* _RECORDS TO USE_:
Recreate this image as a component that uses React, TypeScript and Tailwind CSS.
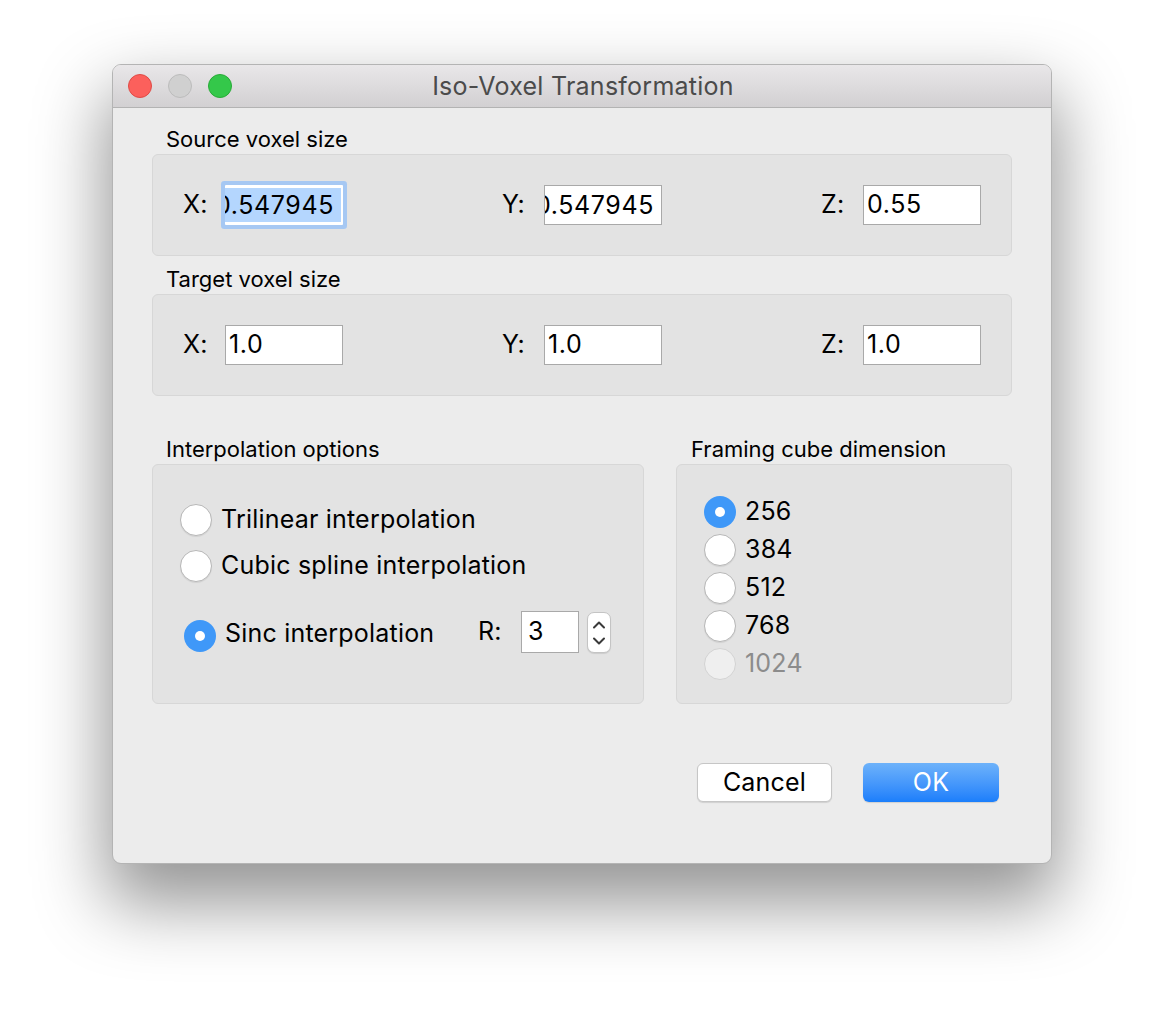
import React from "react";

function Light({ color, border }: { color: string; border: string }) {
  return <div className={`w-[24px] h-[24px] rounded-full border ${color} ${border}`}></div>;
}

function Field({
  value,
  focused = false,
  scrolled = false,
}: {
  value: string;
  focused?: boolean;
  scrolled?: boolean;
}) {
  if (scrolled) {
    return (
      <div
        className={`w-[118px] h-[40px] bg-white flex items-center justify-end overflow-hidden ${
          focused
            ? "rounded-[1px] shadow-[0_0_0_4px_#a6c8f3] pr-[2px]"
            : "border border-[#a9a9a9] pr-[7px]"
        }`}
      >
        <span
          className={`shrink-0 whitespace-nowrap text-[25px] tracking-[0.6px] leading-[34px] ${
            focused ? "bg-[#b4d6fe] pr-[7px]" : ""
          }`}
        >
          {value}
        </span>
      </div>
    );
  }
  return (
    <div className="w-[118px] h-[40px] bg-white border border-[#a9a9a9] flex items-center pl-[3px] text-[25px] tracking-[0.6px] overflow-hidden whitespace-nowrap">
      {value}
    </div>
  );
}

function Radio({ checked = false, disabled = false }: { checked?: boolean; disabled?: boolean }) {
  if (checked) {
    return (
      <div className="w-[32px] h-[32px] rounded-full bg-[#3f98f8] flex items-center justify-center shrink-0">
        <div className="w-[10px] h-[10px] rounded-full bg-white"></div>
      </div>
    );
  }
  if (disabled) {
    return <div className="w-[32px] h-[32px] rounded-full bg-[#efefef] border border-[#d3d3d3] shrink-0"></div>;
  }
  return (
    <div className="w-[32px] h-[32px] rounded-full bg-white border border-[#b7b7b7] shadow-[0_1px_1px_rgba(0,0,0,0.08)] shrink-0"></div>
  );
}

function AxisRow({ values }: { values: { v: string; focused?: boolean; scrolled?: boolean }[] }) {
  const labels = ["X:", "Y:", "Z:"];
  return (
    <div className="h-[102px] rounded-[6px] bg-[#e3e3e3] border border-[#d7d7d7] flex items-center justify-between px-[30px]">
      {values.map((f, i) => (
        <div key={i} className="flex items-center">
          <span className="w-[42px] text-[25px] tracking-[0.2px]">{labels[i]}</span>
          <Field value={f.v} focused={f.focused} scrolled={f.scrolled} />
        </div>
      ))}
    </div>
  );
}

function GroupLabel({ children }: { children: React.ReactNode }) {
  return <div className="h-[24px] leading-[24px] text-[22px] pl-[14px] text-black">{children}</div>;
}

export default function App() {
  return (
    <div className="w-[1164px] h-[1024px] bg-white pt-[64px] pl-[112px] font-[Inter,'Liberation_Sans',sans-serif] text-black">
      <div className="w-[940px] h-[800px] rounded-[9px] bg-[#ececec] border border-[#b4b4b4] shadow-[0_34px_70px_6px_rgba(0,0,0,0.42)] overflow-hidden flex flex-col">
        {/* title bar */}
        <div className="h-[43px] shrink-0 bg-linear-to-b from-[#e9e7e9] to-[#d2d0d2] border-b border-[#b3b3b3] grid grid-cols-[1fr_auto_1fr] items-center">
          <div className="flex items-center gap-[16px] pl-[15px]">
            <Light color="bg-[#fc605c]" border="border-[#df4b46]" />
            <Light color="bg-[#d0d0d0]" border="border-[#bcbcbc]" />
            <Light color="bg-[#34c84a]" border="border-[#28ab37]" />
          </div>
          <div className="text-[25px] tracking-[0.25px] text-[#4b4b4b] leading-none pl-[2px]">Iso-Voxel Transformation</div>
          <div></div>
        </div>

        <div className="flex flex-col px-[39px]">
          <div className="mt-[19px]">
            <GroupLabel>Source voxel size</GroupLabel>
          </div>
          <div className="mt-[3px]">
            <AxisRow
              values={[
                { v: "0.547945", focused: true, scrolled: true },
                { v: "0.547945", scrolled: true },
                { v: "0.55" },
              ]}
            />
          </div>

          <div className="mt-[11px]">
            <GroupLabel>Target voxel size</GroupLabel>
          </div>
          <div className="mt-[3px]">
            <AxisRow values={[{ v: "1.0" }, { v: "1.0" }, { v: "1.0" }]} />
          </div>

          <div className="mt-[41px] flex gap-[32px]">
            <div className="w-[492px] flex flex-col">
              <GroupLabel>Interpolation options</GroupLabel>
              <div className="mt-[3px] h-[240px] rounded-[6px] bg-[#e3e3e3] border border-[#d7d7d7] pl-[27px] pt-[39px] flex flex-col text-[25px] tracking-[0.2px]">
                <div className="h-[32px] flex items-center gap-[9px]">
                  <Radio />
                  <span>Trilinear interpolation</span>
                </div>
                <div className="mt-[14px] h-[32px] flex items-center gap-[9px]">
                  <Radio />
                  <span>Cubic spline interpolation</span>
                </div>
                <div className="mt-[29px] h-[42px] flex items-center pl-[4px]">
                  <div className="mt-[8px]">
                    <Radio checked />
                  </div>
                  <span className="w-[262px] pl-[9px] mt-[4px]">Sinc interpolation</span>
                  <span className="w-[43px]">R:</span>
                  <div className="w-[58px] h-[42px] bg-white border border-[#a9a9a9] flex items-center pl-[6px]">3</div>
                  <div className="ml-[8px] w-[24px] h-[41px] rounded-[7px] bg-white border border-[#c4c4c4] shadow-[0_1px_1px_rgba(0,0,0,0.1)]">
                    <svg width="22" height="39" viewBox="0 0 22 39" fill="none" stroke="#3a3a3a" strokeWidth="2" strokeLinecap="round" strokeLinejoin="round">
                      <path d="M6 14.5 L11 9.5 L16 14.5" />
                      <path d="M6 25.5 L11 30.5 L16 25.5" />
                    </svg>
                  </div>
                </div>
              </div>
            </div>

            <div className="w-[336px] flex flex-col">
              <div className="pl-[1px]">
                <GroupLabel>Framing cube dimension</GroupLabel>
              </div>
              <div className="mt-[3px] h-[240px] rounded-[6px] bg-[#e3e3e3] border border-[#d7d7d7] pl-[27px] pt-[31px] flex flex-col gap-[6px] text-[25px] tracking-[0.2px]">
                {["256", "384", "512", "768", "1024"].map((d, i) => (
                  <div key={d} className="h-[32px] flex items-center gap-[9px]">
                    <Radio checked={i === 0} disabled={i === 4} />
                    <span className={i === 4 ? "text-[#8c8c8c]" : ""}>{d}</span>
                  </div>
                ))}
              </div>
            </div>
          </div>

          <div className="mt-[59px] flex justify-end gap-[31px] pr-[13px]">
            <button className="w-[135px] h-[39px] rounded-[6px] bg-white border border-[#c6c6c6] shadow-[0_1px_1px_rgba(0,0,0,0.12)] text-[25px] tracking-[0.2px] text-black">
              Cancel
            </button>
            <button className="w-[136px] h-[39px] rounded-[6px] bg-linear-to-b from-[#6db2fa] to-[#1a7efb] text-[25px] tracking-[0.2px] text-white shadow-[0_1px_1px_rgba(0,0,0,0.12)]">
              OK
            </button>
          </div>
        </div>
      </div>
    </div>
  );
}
* * *
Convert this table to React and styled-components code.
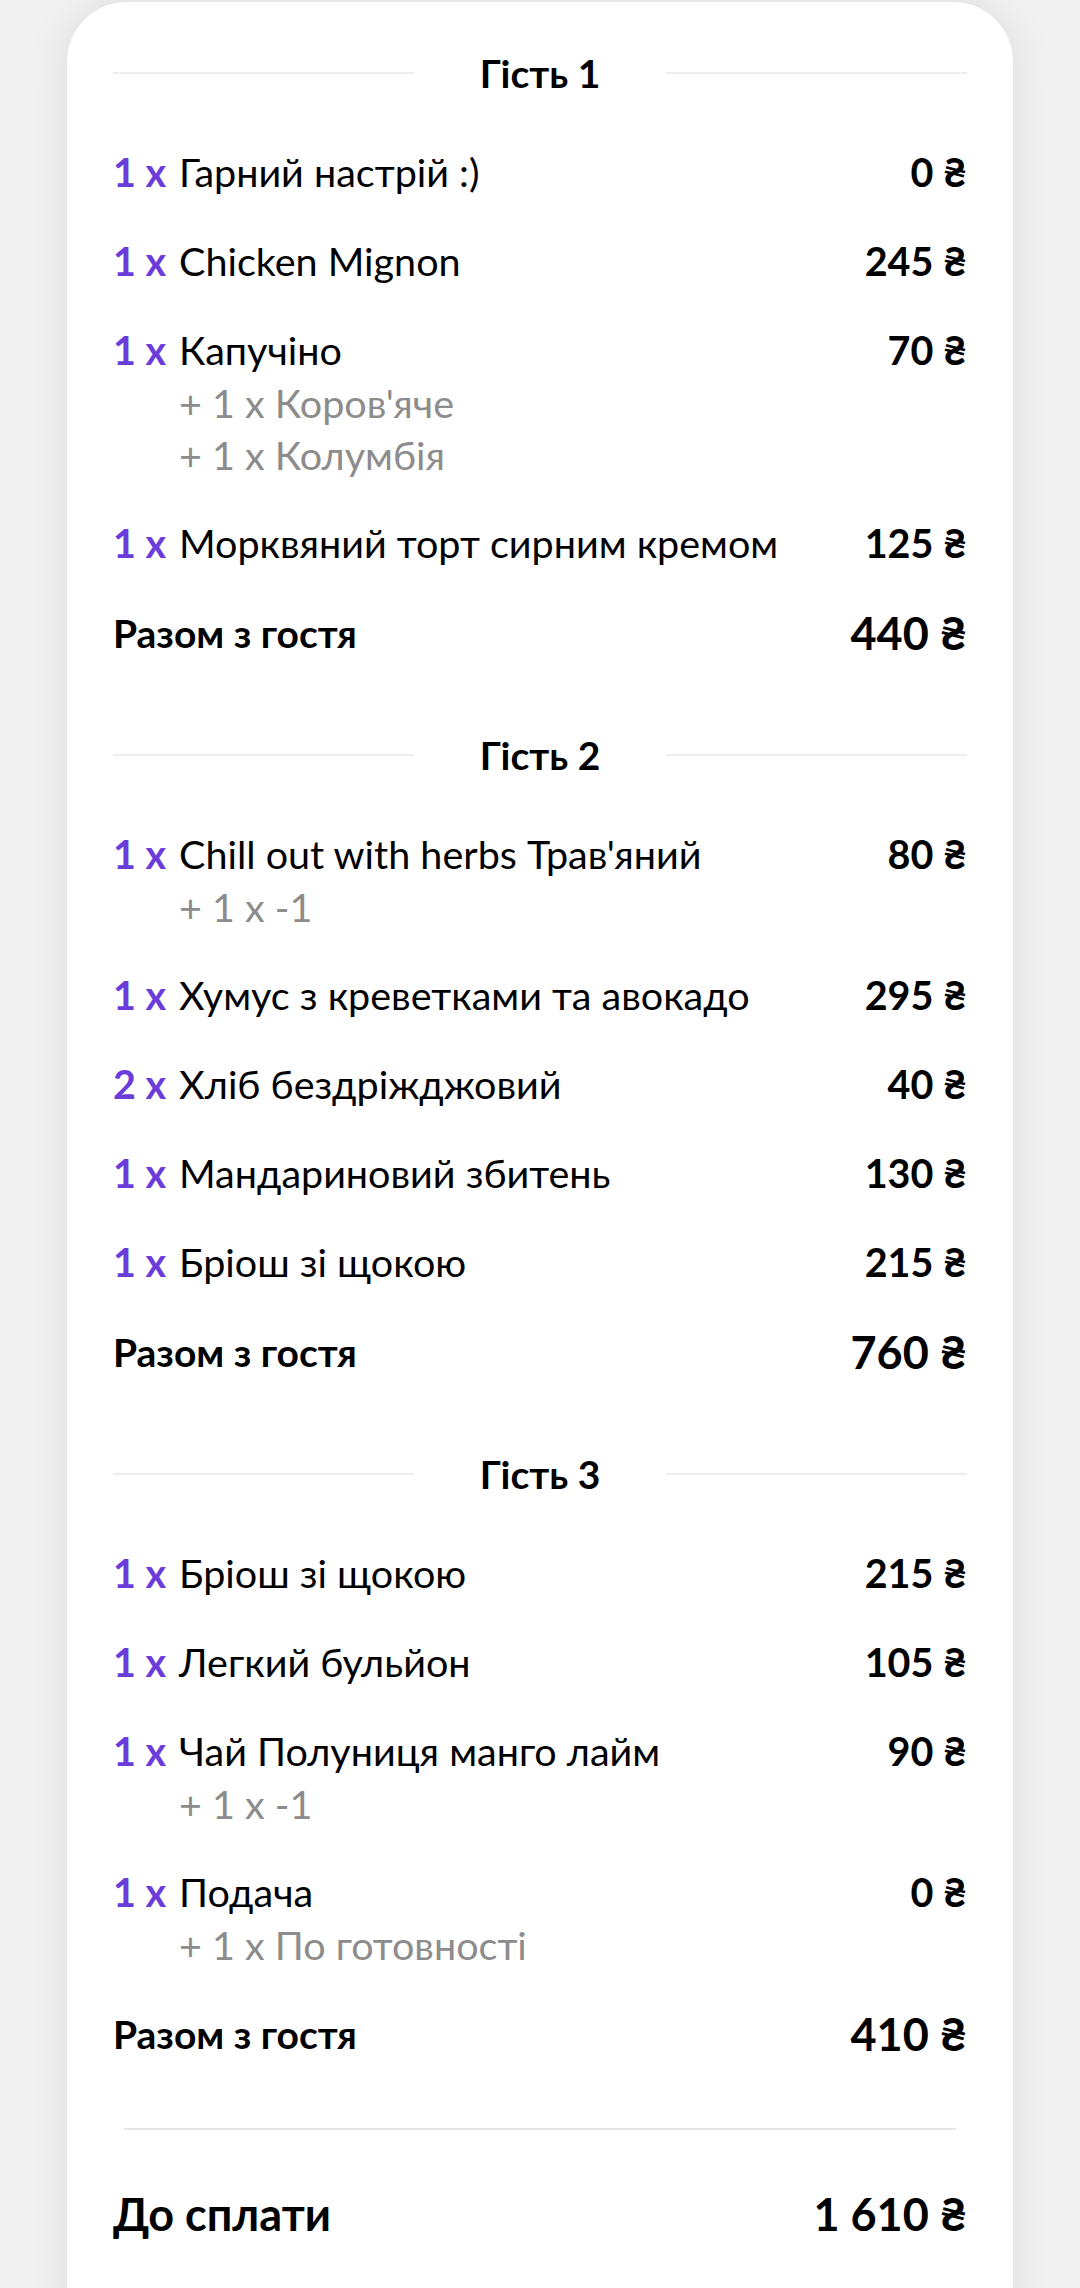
...
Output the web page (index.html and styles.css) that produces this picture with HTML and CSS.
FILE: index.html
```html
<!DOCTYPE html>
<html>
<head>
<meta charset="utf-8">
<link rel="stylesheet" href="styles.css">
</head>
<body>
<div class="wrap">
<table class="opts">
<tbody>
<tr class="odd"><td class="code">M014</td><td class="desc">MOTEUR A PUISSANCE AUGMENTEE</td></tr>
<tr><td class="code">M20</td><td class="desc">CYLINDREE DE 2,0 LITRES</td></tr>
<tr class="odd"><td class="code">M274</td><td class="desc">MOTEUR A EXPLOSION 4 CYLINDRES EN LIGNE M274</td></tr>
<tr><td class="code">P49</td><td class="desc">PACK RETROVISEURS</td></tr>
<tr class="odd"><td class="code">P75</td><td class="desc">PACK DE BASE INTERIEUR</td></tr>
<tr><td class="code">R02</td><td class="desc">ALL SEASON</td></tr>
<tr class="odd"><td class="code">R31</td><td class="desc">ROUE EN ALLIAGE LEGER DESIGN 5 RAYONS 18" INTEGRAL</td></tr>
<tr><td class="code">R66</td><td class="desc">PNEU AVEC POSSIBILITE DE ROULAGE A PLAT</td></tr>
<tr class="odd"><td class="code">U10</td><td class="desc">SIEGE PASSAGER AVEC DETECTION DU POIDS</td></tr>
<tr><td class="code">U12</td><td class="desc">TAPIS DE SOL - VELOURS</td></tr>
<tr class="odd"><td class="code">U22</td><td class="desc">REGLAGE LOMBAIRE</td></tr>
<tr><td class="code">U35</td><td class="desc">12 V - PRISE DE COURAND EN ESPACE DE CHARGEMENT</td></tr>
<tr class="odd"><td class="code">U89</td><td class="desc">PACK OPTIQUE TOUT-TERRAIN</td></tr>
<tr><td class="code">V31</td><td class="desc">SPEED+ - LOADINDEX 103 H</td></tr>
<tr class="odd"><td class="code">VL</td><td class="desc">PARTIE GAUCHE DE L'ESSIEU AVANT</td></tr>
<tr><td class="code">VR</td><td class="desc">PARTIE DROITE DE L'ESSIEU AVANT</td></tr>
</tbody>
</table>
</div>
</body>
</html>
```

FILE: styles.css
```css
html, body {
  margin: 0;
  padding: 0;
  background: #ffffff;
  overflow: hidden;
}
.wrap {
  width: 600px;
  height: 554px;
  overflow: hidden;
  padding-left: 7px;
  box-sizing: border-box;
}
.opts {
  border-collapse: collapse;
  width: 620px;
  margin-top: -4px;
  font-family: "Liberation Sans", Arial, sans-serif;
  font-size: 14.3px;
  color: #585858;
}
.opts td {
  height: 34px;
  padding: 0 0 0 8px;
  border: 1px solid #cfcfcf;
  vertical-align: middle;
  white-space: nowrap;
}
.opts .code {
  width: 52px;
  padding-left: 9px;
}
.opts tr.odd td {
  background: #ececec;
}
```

* _WHAT IS NEEDED_: Go over the data above and copy every line that has the word "table" in it.

* _RESPONSE TO THE EXERCISE_:
Convert this table to React and styled-components code.
<table class="opts">
</table>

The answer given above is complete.